* begin Provided data *
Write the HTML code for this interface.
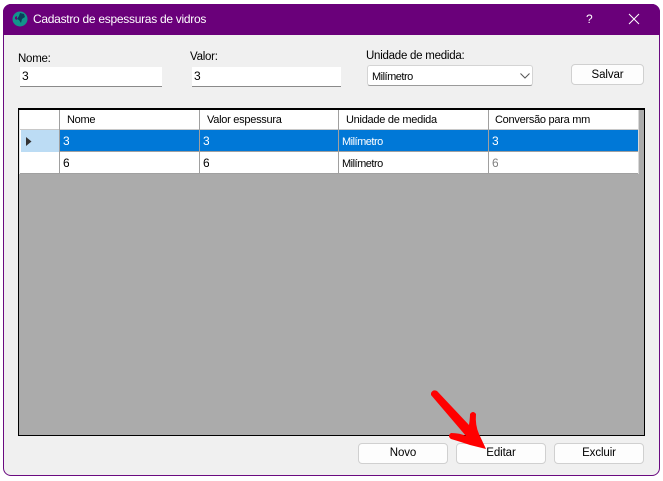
<!DOCTYPE html>
<html><head><meta charset="utf-8"><style>
html,body{margin:0;padding:0;width:663px;height:481px;overflow:hidden;background:#fff;font-family:"Liberation Sans",sans-serif;font-size:11.5px;letter-spacing:-.25px;color:#000}
div,span{position:absolute;box-sizing:border-box;white-space:nowrap}
.win{left:3px;top:4px;width:657px;height:472px;background:#f0f0f0;border:1px solid #6a0a80;border-radius:8px;overflow:hidden}
.tb{left:3px;top:4px;width:657px;height:31px;background:#6a007a;border-radius:8px 8px 0 0}
.t{line-height:14px}
.inp{background:#fff;border-bottom:1px solid #8a8a8a;height:20px;line-height:19px;padding-left:2px;font-size:12px}
.btn{background:#fdfdfd;border:1px solid #d0d0d0;border-radius:4px;text-align:center;line-height:19px;letter-spacing:-.1px}
.c{height:21px;line-height:22px;padding-left:3px;overflow:hidden;font-size:12px}
.m{font-size:11px;letter-spacing:-.5px}
.h{line-height:20px;top:110px;height:20px;font-size:11px;letter-spacing:-.27px}
.v{width:1px;background:#a0a0a0}
.hl{height:1px;background:#a0a0a0}
</style></head><body>
<div class="win"></div>
<div class="tb"></div>
<svg style="position:absolute;left:12px;top:11px" width="16" height="16" viewBox="0 0 16 16"><circle cx="8" cy="8" r="7.5" fill="#12948c"/><path d="M8 2 L12 3 L13 6 L10 8 L9 12 L7 9 L5 8 L7 5Z" fill="#0b3f5a"/><path d="M3 6 L5 5 L5 9 L3 8Z" fill="#6a007a"/></svg>
<div class="t" style="left:33px;top:12px;color:#fff;font-size:12px;letter-spacing:-.28px">Cadastro de espessuras de vidros</div>
<div class="t" style="left:586px;top:12px;color:#fff;font-size:12px">?</div>
<svg style="position:absolute;left:628px;top:13px" width="12" height="12" viewBox="0 0 12 12"><path d="M1 1L11 11M11 1L1 11" stroke="#fff" stroke-width="1" fill="none"/></svg>

<div class="t" style="left:18px;top:52px">Nome:</div>
<div class="t" style="left:190px;top:50px">Valor:</div>
<div class="t" style="left:366px;top:49px">Unidade de medida:</div>
<div class="inp" style="left:20px;top:67px;width:142px;">3</div>
<div class="inp" style="left:192px;top:67px;width:149px;">3</div>
<div class="m" style="left:367px;top:65px;width:166px;height:21px;background:#fff;border:1px solid #d4d4d4;border-bottom-color:#9a9a9a;border-radius:3px;line-height:22px;padding-left:4px">Milímetro</div>
<svg style="position:absolute;left:519px;top:72px" width="12" height="8" viewBox="0 0 12 8"><path d="M1.5 1.5L6 6L10.5 1.5" stroke="#555" stroke-width="1" fill="none"/></svg>
<div class="btn" style="left:571px;top:64px;width:73px;height:21px;line-height:20px">Salvar</div>

<div style="left:18px;top:108px;width:627px;height:328px;background:#ababab;border:1px solid #000;border-top-width:2px"></div>
<div style="left:20px;top:110px;width:619px;height:64px;background:#fff"></div>
<div style="left:21px;top:130px;width:38px;height:22px;background:#bcdcf4"></div>
<div style="left:60px;top:130px;width:579px;height:21px;background:#0078d7"></div>

<div class="h" style="left:67px">Nome</div>
<div class="h" style="left:207px">Valor espessura</div>
<div class="h" style="left:346px">Unidade de medida</div>
<div class="h" style="left:495px">Conversão para mm</div>

<div class="hl" style="left:20px;top:129px;width:619px;background:#c8c8c8"></div>
<div class="hl" style="left:60px;top:151px;width:579px"></div>
<div class="hl" style="left:20px;top:173px;width:619px;"></div>
<div class="v" style="left:59px;top:110px;height:64px"></div>
<div class="v" style="left:199px;top:110px;height:64px"></div>
<div class="v" style="left:338px;top:110px;height:64px"></div>
<div class="v" style="left:488px;top:110px;height:64px"></div>
<div class="v" style="left:19px;top:110px;height:64px;background:#e4e4e4"></div>
<div class="v" style="left:638px;top:110px;height:64px;background:#d8d8d8"></div>

<svg style="position:absolute;left:25px;top:136px" width="8" height="12" viewBox="0 0 8 12"><path d="M1 1L6.5 5.5L1 10Z" fill="#333"/></svg>

<div class="c" style="left:60px;top:130px;color:#fff">3</div>
<div class="c" style="left:200px;top:130px;color:#fff">3</div>
<div class="c m" style="left:339px;top:131px;color:#fff;line-height:22px">Milímetro</div>
<div class="c" style="left:489px;top:130px;color:#fff">3</div>
<div class="c" style="left:60px;top:152px">6</div>
<div class="c" style="left:200px;top:152px">6</div>
<div class="c m" style="left:339px;top:153px;height:20px;line-height:22px">Milímetro</div>
<div class="c" style="left:489px;top:152px;color:#808080">6</div>

<div class="btn" style="left:358px;top:443px;width:90px;height:21px">Novo</div>
<div class="btn" style="left:456px;top:443px;width:90px;height:21px">Editar</div>
<div class="btn" style="left:554px;top:443px;width:90px;height:21px">Excluir</div>

<svg style="position:absolute;left:0;top:0" width="663" height="481" viewBox="0 0 663 481">
<path d="M431 393 Q433 389 437 391 L469 425 Q470 418 470 414 Q473 410 476 414 Q475 425 479 434 L486 449 L470 445 Q458 441 451 439 Q447 436 451 433 Q460 433 466 436 L431 395Z" fill="#ff0000"/>
</svg>
</body></html>
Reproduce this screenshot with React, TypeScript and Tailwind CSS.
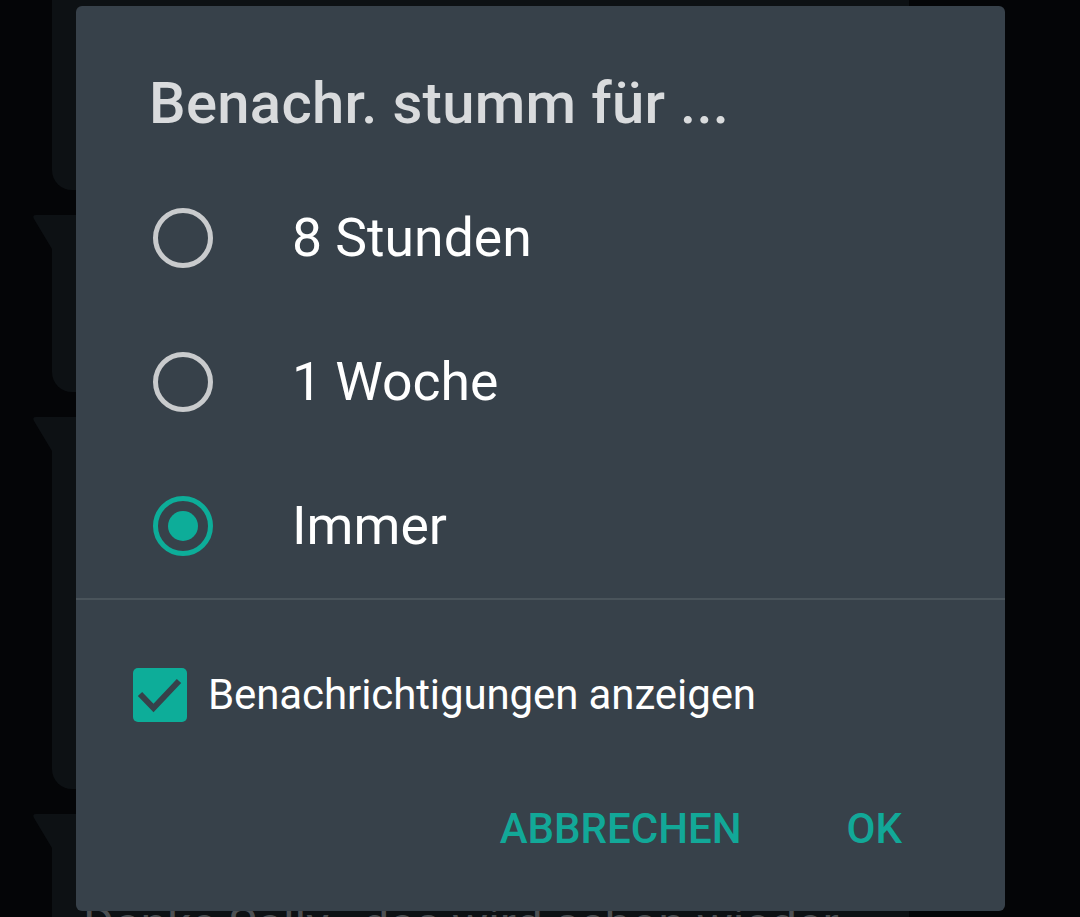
const options = [
  { label: "8 Stunden", checked: false },
  { label: "1 Woche", checked: false },
  { label: "Immer", checked: true },
];

function Tail() {
  return (
    <svg
      className="absolute left-[-20px] top-0"
      width="20"
      height="34"
      viewBox="0 0 20 34"
    >
      <path d="M20 0 L4 0 Q0 0 2 4 L20 34 Z" fill="#0d1114" />
    </svg>
  );
}

function Bubble({
  height,
  tail,
  children,
}: {
  height: string;
  tail?: boolean;
  children?: React.ReactNode;
}) {
  return (
    <div
      className={`relative w-[857px] shrink-0 bg-[#0d1114] rounded-bl-[20px] rounded-br-[20px] ${height}`}
    >
      {tail && <Tail />}
      {children}
    </div>
  );
}

function Radio({ checked }: { checked: boolean }) {
  return checked ? (
    <div className="w-[60px] h-[60px] rounded-full border-[5px] border-[#0dad99] flex items-center justify-center">
      <div className="w-[30px] h-[30px] rounded-full bg-[#0dad99]" />
    </div>
  ) : (
    <div className="w-[60px] h-[60px] rounded-full border-[5px] border-[#c9cbcd]" />
  );
}

export default function App() {
  return (
    <div
      className="relative w-[1080px] h-[917px] overflow-hidden bg-[#040507]"
      style={{ fontFamily: "Roboto, 'Noto Sans', sans-serif" }}
    >
      {/* chat behind the dialog */}
      <div className="flex flex-col pl-[52px] gap-[25px] mt-[-10px]">
        <Bubble height="h-[200px]" />
        <Bubble height="h-[177px]" tail />
        <Bubble height="h-[372px]" tail />
        <Bubble height="h-[200px]" tail>
          <div className="pt-[87px] pl-[31px] text-[48px] leading-none text-[#4d5053] whitespace-nowrap">
            Danke Sally , das wird schon wieder
          </div>
        </Bubble>
      </div>

      {/* dialog */}
      <div className="absolute left-[76px] top-[6px] w-[929px] h-[905px] rounded-[6px] bg-[#37414a] flex flex-col">
        <div className="h-[160px] pt-[68px] pl-[73px]">
          <h1 className="text-[58px] leading-none font-medium text-[#d9dbdd] tracking-[0.3px]">
            Benachr. stumm für ...
          </h1>
        </div>

        {options.map((o) => (
          <div key={o.label} className="h-[144px] flex items-center pl-[77px]">
            <Radio checked={o.checked} />
            <span className="ml-[79px] text-[53.5px] leading-none text-white">
              {o.label}
            </span>
          </div>
        ))}

        <div className="h-[2px] bg-[#4a545b]" />

        <div className="mt-[68px] h-[54px] flex items-center pl-[57px]">
          <div className="w-[54px] h-[54px] rounded-[5px] bg-[#0dad99]">
            <svg width="54" height="54" viewBox="0 0 54 54">
              <path
                d="M7 26 L20.5 40 L46 13"
                fill="none"
                stroke="#37414a"
                strokeWidth="6"
              />
            </svg>
          </div>
          <span className="ml-[21px] text-[42px] leading-none text-white tracking-[-0.1px]">
            Benachrichtigungen anzeigen
          </span>
        </div>

        <div className="mt-[80px] h-[54px] flex items-center justify-end gap-[105px] pr-[103px]">
          <span className="text-[42px] leading-none font-medium text-[#12a898]">
            ABBRECHEN
          </span>
          <span className="text-[42px] leading-none font-medium text-[#12a898]">
            OK
          </span>
        </div>
      </div>
    </div>
  );
}
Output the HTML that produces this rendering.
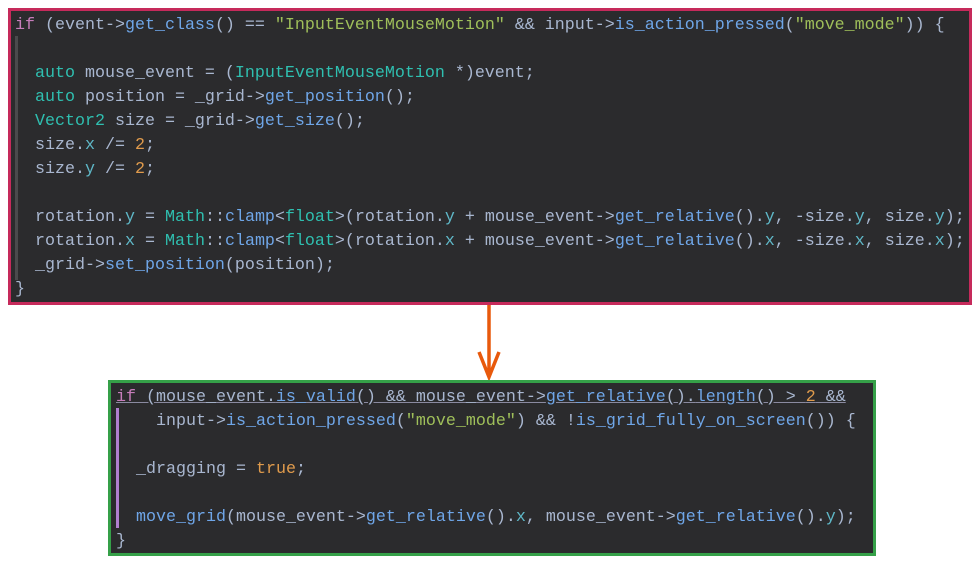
<!DOCTYPE html>
<html><head><style>
body{margin:0;width:978px;height:565px;background:#fff;position:relative;overflow:hidden;font-family:"Liberation Mono",monospace;}
.box{position:absolute;background:#2b2b2d;box-sizing:border-box;}
.l{position:absolute;white-space:pre;font-size:16.67px;line-height:24px;color:#a9b7d0;margin-top:2px}
.k{color:#c77dbb}.f{color:#6fa6e8}.s{color:#9fbf5a}.t{color:#2fbfb0}.n{color:#e09b4c}.o{color:#bcbec4}.p{color:#5fb8c8}
</style></head><body>
<div class="box" style="left:8px;top:8px;width:964px;height:297px;border:3px solid #c62a5b;"></div>
<div style="position:absolute;left:15px;top:36px;width:3px;height:244px;background:#4a4a4c"></div>
<div class="l" style="left:15px;top:12px"><span class="k">if</span> (event-&gt;<span class="f">get_class</span>() == <span class="s">"InputEventMouseMotion"</span> &amp;&amp; input-&gt;<span class="f">is_action_pressed</span>(<span class="s">"move_mode"</span>)) {</div>
<div class="l" style="left:35px;top:60px"><span class="t">auto</span> mouse_event = (<span class="t">InputEventMouseMotion</span> *)event;</div>
<div class="l" style="left:35px;top:84px"><span class="t">auto</span> position = _grid-&gt;<span class="f">get_position</span>();</div>
<div class="l" style="left:35px;top:108px"><span class="t">Vector2</span> size = _grid-&gt;<span class="f">get_size</span>();</div>
<div class="l" style="left:35px;top:132px">size.<span class="p">x</span> /= <span class="n">2</span>;</div>
<div class="l" style="left:35px;top:156px">size.<span class="p">y</span> /= <span class="n">2</span>;</div>
<div class="l" style="left:35px;top:204px">rotation.<span class="p">y</span> = <span class="t">Math</span>::<span class="f">clamp</span>&lt;<span class="t">float</span>&gt;(rotation.<span class="p">y</span> + mouse_event-&gt;<span class="f">get_relative</span>().<span class="p">y</span>, -size.<span class="p">y</span>, size.<span class="p">y</span>);</div>
<div class="l" style="left:35px;top:228px">rotation.<span class="p">x</span> = <span class="t">Math</span>::<span class="f">clamp</span>&lt;<span class="t">float</span>&gt;(rotation.<span class="p">x</span> + mouse_event-&gt;<span class="f">get_relative</span>().<span class="p">x</span>, -size.<span class="p">x</span>, size.<span class="p">x</span>);</div>
<div class="l" style="left:35px;top:252px">_grid-&gt;<span class="f">set_position</span>(position);</div>
<div class="l" style="left:15px;top:276px">}</div>

<svg style="position:absolute;left:0;top:0" width="978" height="565"><path d="M489 305V377M479 352L489 377L499 352" stroke="#e8590c" stroke-width="3.5" fill="none"/></svg>

<div class="box" style="left:108px;top:380px;width:768px;height:176px;border:3px solid #35a048;"></div>
<div style="position:absolute;left:116px;top:408px;width:3px;height:120px;background:#b07fd0"></div>
<div class="l" style="left:116px;top:384px;text-decoration:underline;text-decoration-color:#8a8aa0"><span class="k">if</span> (mouse_event.<span class="f">is_valid</span>() &amp;&amp; mouse_event-&gt;<span class="f">get_relative</span>().<span class="f">length</span>() &gt; <span class="n">2</span> &amp;&amp;</div>
<div class="l" style="left:156px;top:408px">input-&gt;<span class="f">is_action_pressed</span>(<span class="s">"move_mode"</span>) &amp;&amp; !<span class="f">is_grid_fully_on_screen</span>()) {</div>
<div class="l" style="left:136px;top:456px">_dragging = <span class="n">true</span>;</div>
<div class="l" style="left:136px;top:504px"><span class="f">move_grid</span>(mouse_event-&gt;<span class="f">get_relative</span>().<span class="p">x</span>, mouse_event-&gt;<span class="f">get_relative</span>().<span class="p">y</span>);</div>
<div class="l" style="left:116px;top:528px">}</div>
</body></html>
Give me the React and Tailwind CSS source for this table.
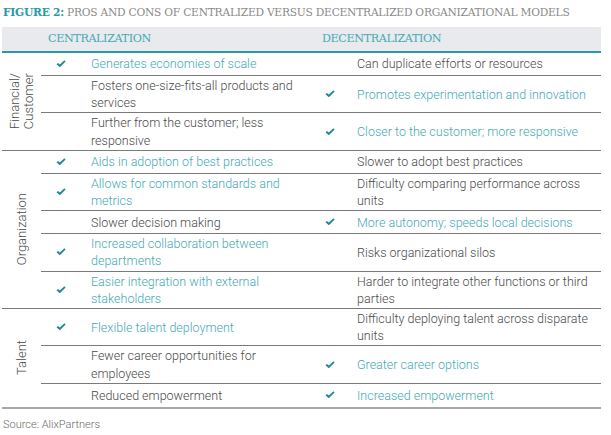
* end Provided data *
(Exercise prompt):
Select from the material above each line in which the string "this" appears, and list those lines.

(Result of the exercise):
Write the HTML code for this interface.
Reproduce this screenshot with React, TypeScript and Tailwind CSS.
Output the HTML that produces this rendering.
Give me the React and Tailwind CSS source for this table.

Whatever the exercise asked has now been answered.